The yen’s weakness is closely tied to the gap between US and Japanese interest rates. With US rates expected to stay elevated and Japan’s policy rate remaining low, the dollar has stayed more attractive relative to the yen. At the time of writing, USD/JPY was trading around 161.82.
What is significant about the 161.96 to 162.00 area?
A sustained move above roughly 161.96 would mark the yen’s weakest level against the dollar since 1986, making it a closely watched multi-decade threshold. The 161.95 to 162.00 zone is also where intervention risk tends to be built, as markets often grow more cautiously when the yen approaches historically weak levels.
Did Japan’s inflation data support the yen?
Tokyo inflation firmed in June, with headline CPI rising to 1.7% year-on-year and core CPI to 1.6%. Even so, the yen saw limited support from the data, largely because Japan’s policy rate remains low compared with the US. The market reaction suggests stronger inflation alone may not lift the yen without clearer policy signals from the Bank of Japan.
What does intervention risk mean for traders here?
Intervention risk refers to the possibility of verbal warnings or direct action from Japanese authorities when the yen weakens quickly or in a one-sided way. It is not guaranteed, but it can introduce sudden volatility, particularly around thin liquidity periods, US data releases, and official comments from Japan.
Which factors could shift the yen’s direction next?

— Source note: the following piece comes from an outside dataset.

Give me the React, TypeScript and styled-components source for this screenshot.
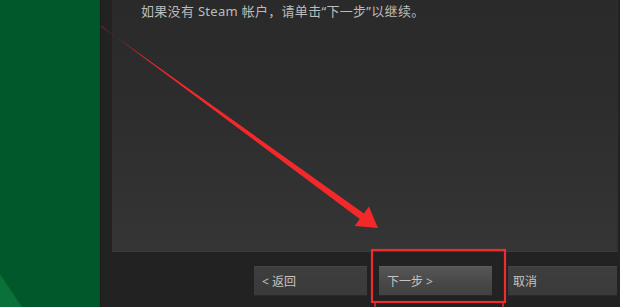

The article points to several. USD/JPY could stay supported if the US yields rise, Fed officials keep a restrictive tone, or the dollar attracts safe-haven demand. The yen could find support if Japanese officials step up intervention warnings, the BoJ signals a stronger policy response, or US data reduces expectations for higher rates. Near-term levels flagged include 161.37, 161.58, 161.95, 162.00, 162.12, and 162.33.